Pocos jóvenes católicos, muy pocos, son los que asisten a Misa con frecuencia los días de semana. Aunque hay algunas situaciones notables -como las que se aprecian en ciertos campus universitarios en los que cientos de estudiantes participan cada día de las liturgias- el panorama en muchas parroquias es desolador.
Mis dos experiencias más recientes han tenido lugar un martes en Vitacura -dos personas menores de 30 años de entre casi 100- y en los Carmelitas de Viña, un viernes, con cero presencia juvenil. Incluso los domingos, el panorama no es mucho mejor.
Todo un síntoma de algo que no es nuevo, que no es desconocido, pero que ciertamente es un fenómeno que viene acentuándose desde hace ya 50 años y, muy aceleradamente, desde hace 10. Así lo comprueban los últimos censos, así lo ratificó, dramáticamente, la escasa presencia juvenil en Maipú durante el encuentro con el Papa Francisco.
Veinte años atrás, al comenzar cada clase con un Avemaría o un Padrenuestro, casi el 100% de los alumnos se ponía de pie y efectivamente, rezaba. Hoy, ese porcentaje se ha reducido a un 20 o 25%, contrastado con una gran mayoría que permanece sentada, indiferente.
Indiferencia: ésa es la actitud de grandes números de jóvenes. Por cierto, hay pequeñas minorías agresivas y vociferantes contra la fe, pero a la inmensa mayoría el tema ¡el tema, Dios! no les va ni les viene.
Sin duda alguna, la disolución de la familia chilena está contribuyendo decisivamente a ese alejamiento casi inconsciente de Dios. Padres y madres que no viven juntos, hermanos que no existen debido a la proliferación del hijo único; en fin, enseñanza escolar en tantos colegios que a lo más ofrece gotitas insípidas de espiritualidad romántica y filantrópica. Con esos ingredientes, la tormenta es perfecta.
Si, más encima, algunos supuestos líderes juveniles vienen hace años predicando que a las nuevas generaciones no se les puede exigir esto o aquello (póngale condón y foméntese el feminismo radical, entonces) obviamente son multitudes las que se dejan llevar por una religión de precios bajos, en liquidación, que a nada conduce sino al desprecio de quienes la predican y al rápido abandono por parte de quienes «la practican», al comprobar que malvivir así es muy poco atractivo, que es una lata y un desastre. Linda tu religión, pero falsa.

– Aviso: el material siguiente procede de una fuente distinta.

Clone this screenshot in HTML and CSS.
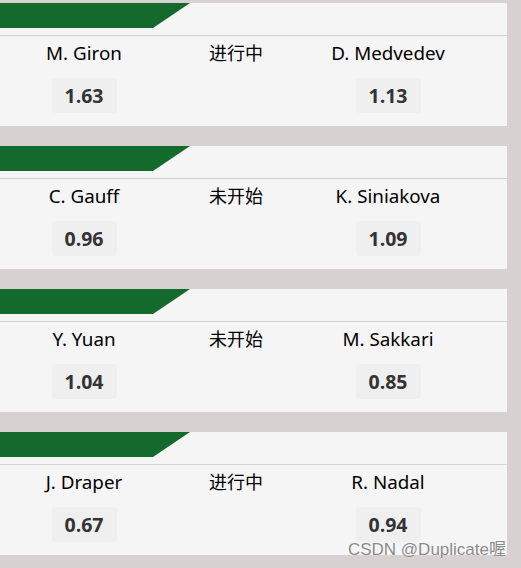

Para los adultos, no cabe más que revitalizar tres actitudes que puedan resultar alentadoras para las generaciones más jóvenes.

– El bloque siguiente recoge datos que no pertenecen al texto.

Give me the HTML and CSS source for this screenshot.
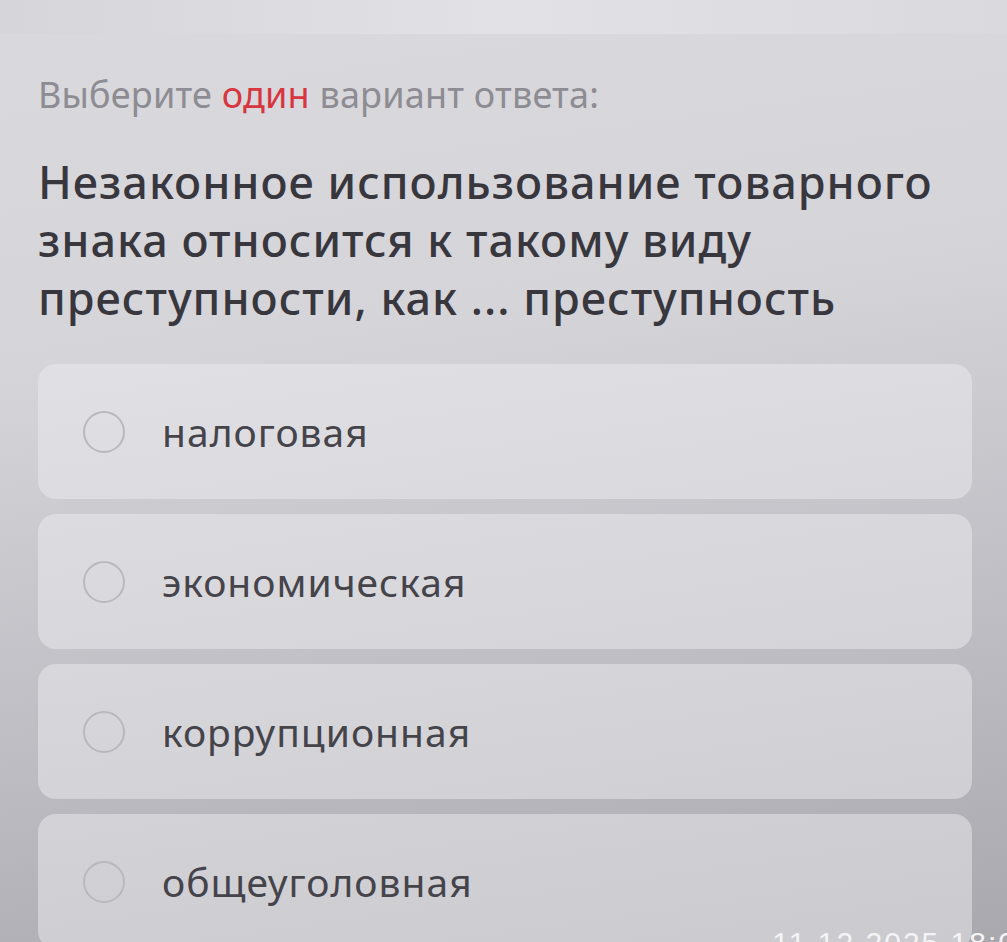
FILE: index.html
```html
<!DOCTYPE html>
<html lang="ru">
<head>
<meta charset="utf-8">
<link rel="stylesheet" href="styles.css">
</head>
<body>
<div class="screen">
  <div class="topbar"></div>
  <main class="content">
    <p class="hint">Выберите <span class="accent">один</span> вариант ответа:</p>
    <h1 class="question">Незаконное использование товарного знака относится к такому виду преступности, как ... преступность</h1>
    <div class="options">
      <label class="option"><span class="radio"></span><span class="label">налоговая</span></label>
      <label class="option"><span class="radio"></span><span class="label">экономическая</span></label>
      <label class="option"><span class="radio"></span><span class="label">коррупционная</span></label>
      <label class="option"><span class="radio"></span><span class="label">общеуголовная</span></label>
    </div>
  </main>
  <div class="stamp">11.12.2025 18:0</div>
</div>
</body>
</html>
```
FILE: styles.css
```css
* { box-sizing: border-box; }
html, body { margin: 0; padding: 0; }
body {
  width: 1007px;
  height: 942px;
  overflow: hidden;
  font-family: "Noto Sans", "Open Sans", sans-serif;
}
.screen {
  position: relative;
  width: 1007px;
  height: 942px;
  background: linear-gradient(172deg, #dad9de 0%, #d5d4d9 35%, #bebdc3 70%, #a9a8ae 100%);
  overflow: hidden;
}
.topbar {
  height: 34px;
  background: linear-gradient(90deg, #d6d5da, #e2e1e6 50%, #dad9de);
}
.content {
  padding: 38px 35px 0 38px;
}
.hint {
  margin: 0;
  font-size: 36px;
  line-height: 46px;
  color: #8d8c93;
  font-weight: 400;
  letter-spacing: 0.2px;
}
.accent { color: #d7363f; }
.question {
  margin: 35px 0 0;
  font-size: 45px;
  line-height: 58px;
  font-weight: 500;
  color: #38373e;
  letter-spacing: 1px;
  max-width: 940px;
}
.options {
  margin-top: 37px;
  display: flex;
  flex-direction: column;
  gap: 15px;
}
.option {
  display: flex;
  align-items: center;
  height: 135px;
  flex: none;
  padding-left: 45px;
  border-radius: 18px;
  background: rgba(236, 235, 240, 0.5);
}
.radio {
  width: 42px;
  height: 42px;
  border-radius: 50%;
  border: 2px solid #b9b8be;
  flex: none;
}
.label {
  margin-left: 37px;
  font-size: 39px;
  color: #45444a;
  letter-spacing: 1px;
}
.stamp {
  position: absolute;
  right: -10px;
  bottom: -18px;
  font-family: "Liberation Sans", sans-serif;
  font-size: 30px;
  color: #f4f4f6;
  letter-spacing: 2px;
}
```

En primer lugar, la dedicación de tiempo efectivo, para oír y hablar con ellos; a continuación, la valentía para explicarles la fe y la vida cristiana tal como viene siendo hace 20 siglos: en todo, un sí que sea sí, y un no que sea no; y, finalmente, la insistencia de que el camino es largo pero andadero, que la propia vida adulta no es un ejemplo inmaculado, sino sólo un afán renovado por seguir adelante, hacia Dios.
Paciencia, mucha paciencia, para hablar y para rezar.